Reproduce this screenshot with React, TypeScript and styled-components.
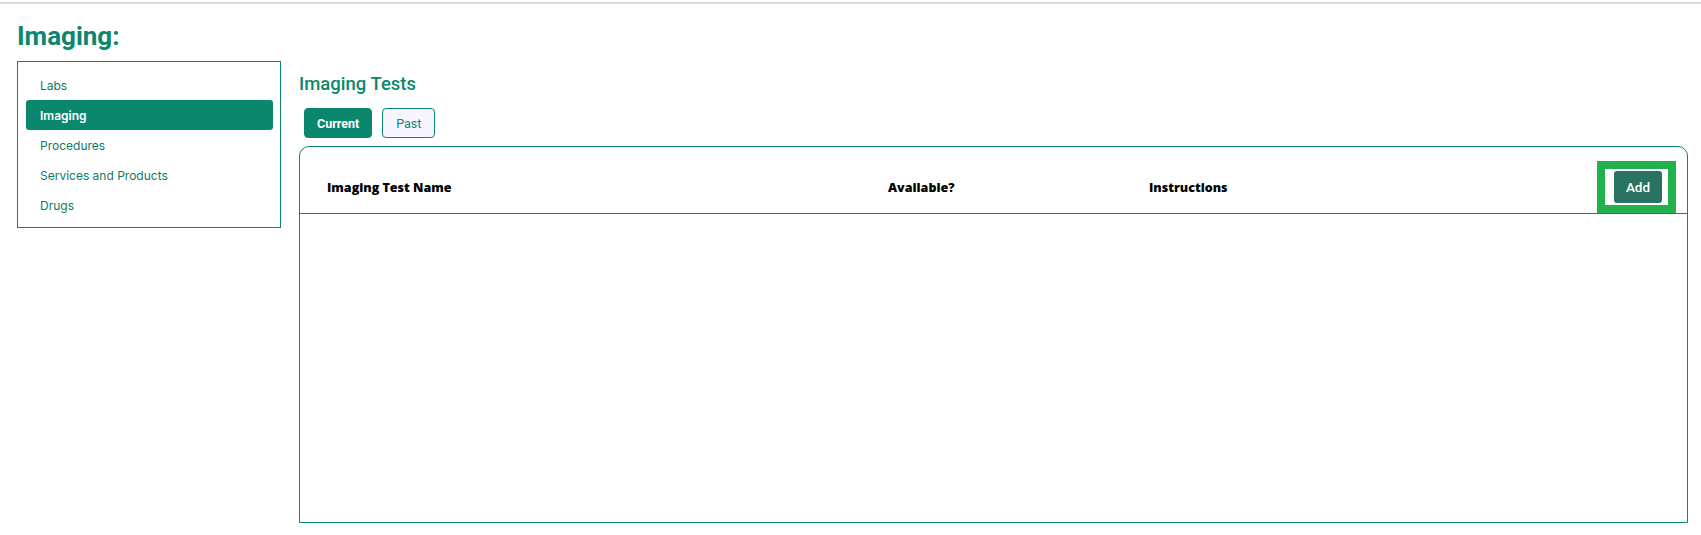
import styled, { createGlobalStyle } from 'styled-components';

const TEAL = '#0b876e';

const GlobalStyle = createGlobalStyle`
	html, body {
		margin: 0;
		padding: 0;
		background: #ffffff;
	}
	body {
		font-family: Roboto, 'Liberation Sans', sans-serif;
	}
`;

type NavItem = { label: string; active?: boolean };

const navItems: NavItem[] = [
	{ label: 'Labs' },
	{ label: 'Imaging', active: true },
	{ label: 'Procedures' },
	{ label: 'Services and Products' },
	{ label: 'Drugs' },
];

const columns = ['Imaging Test Name', 'Available?', 'Instructions'];

const App = () => (
	<>
		<GlobalStyle />
		<TopRule />
		<Page>
			<Title>Imaging:</Title>
			<Content>
				<SideNav>
					{navItems.map((item) => (
						<NavLink key={item.label} $active={item.active}>
							{item.label}
						</NavLink>
					))}
				</SideNav>
				<Main>
					<SectionTitle>Imaging Tests</SectionTitle>
					<Tabs>
						<TabButton $active>Current</TabButton>
						<TabButton>Past</TabButton>
					</Tabs>
					<TableCard>
						<HeaderRow>
							{columns.map((c) => (
								<HeaderCell key={c}>{c}</HeaderCell>
							))}
							<Highlight>
								<AddButton>Add</AddButton>
							</Highlight>
						</HeaderRow>
						<TableBody />
					</TableCard>
				</Main>
			</Content>
		</Page>
	</>
);

export default App;

// Styled Components
const TopRule = styled.div`
	margin-top: 2px;
	height: 2px;
	background: #dedede;
`;

const Page = styled.div`
	padding: 0 13px 0 17px;
`;

const Title = styled.h1`
	margin: 17px 0 0;
	font-family: Roboto, 'Liberation Sans', sans-serif;
	font-size: 26px;
	line-height: 30px;
	font-weight: 700;
	color: ${TEAL};
`;

const Content = styled.div`
	display: flex;
	align-items: flex-start;
	gap: 18px;
	margin-top: 10px;
`;

const SideNav = styled.nav`
	width: 264px;
	box-sizing: border-box;
	border: 1px solid ${TEAL};
	padding: 8px 7px 7px 8px;
	display: flex;
	flex-direction: column;
`;

const NavLink = styled.div<{ $active?: boolean }>`
	height: 30px;
	display: flex;
	align-items: center;
	padding-left: 14px;
	border-radius: 3px;
	font-family: Inter, 'Open Sans', sans-serif;
	font-size: 12px;
	font-weight: ${(p) => (p.$active ? 600 : 400)};
	color: ${(p) => (p.$active ? '#ffffff' : '#0d7a66')};
	background: ${(p) => (p.$active ? TEAL : 'transparent')};
`;

const Main = styled.div`
	flex: 1;
	display: flex;
	flex-direction: column;
`;

const SectionTitle = styled.h2`
	margin: 11px 0 0;
	font-family: Roboto, 'Liberation Sans', sans-serif;
	font-size: 18.5px;
	line-height: 24px;
	font-weight: 500;
	color: ${TEAL};
`;

const Tabs = styled.div`
	display: flex;
	gap: 10px;
	margin: 12px 0 0 5px;
`;

const TabButton = styled.button<{ $active?: boolean }>`
	height: 30px;
	box-sizing: border-box;
	padding: 0 ${(p) => (p.$active ? 12 : 13)}px;
	border-radius: 4px;
	border: 1px solid ${TEAL};
	background: ${(p) => (p.$active ? TEAL : '#f7f5ff')};
	color: ${(p) => (p.$active ? '#ffffff' : TEAL)};
	font-family: Roboto, 'Liberation Sans', sans-serif;
	font-size: 12.5px;
	font-weight: ${(p) => (p.$active ? 700 : 400)};
`;

const TableCard = styled.div`
	margin-top: 8px;
	height: 377px;
	box-sizing: border-box;
	border: 1px solid ${TEAL};
	border-radius: 10px 10px 0 0;
	display: flex;
	flex-direction: column;
`;

const HeaderRow = styled.div`
	display: grid;
	grid-template-columns: 561px 261px 1fr auto;
	align-items: center;
	padding: 14px 11px 0 27px;
	border-bottom: 1px solid ${TEAL};
`;

const HeaderCell = styled.div`
	font-family: 'Open Sans', Roboto, sans-serif;
	font-size: 12.5px;
	font-weight: 800;
	color: #000000;
`;

const Highlight = styled.div`
	border: 8px solid #22b14c;
	padding: 2px 6px 2px 9px;
	display: flex;
`;

const AddButton = styled.button`
	width: 48px;
	height: 32px;
	border: none;
	border-radius: 3px;
	background: #2a7262;
	color: #ffffff;
	font-family: Roboto, 'Liberation Sans', sans-serif;
	font-size: 13.5px;
	font-weight: 500;
`;

const TableBody = styled.div`
	flex: 1;
`;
____________
* **Work required**
Reproduce exactly the run of lines that opens the listing and closes with the line holding "string; active?: boolean". Pictures are excluded.

* **Exercise response**
Reproduce this screenshot with React, TypeScript and styled-components.
import styled, { createGlobalStyle } from 'styled-components';

const TEAL = '#0b876e';

const GlobalStyle = createGlobalStyle`
	html, body {
		margin: 0;
		padding: 0;
		background: #ffffff;
	}
	body {
		font-family: Roboto, 'Liberation Sans', sans-serif;
	}
`;

type NavItem = { label: string; active?: boolean };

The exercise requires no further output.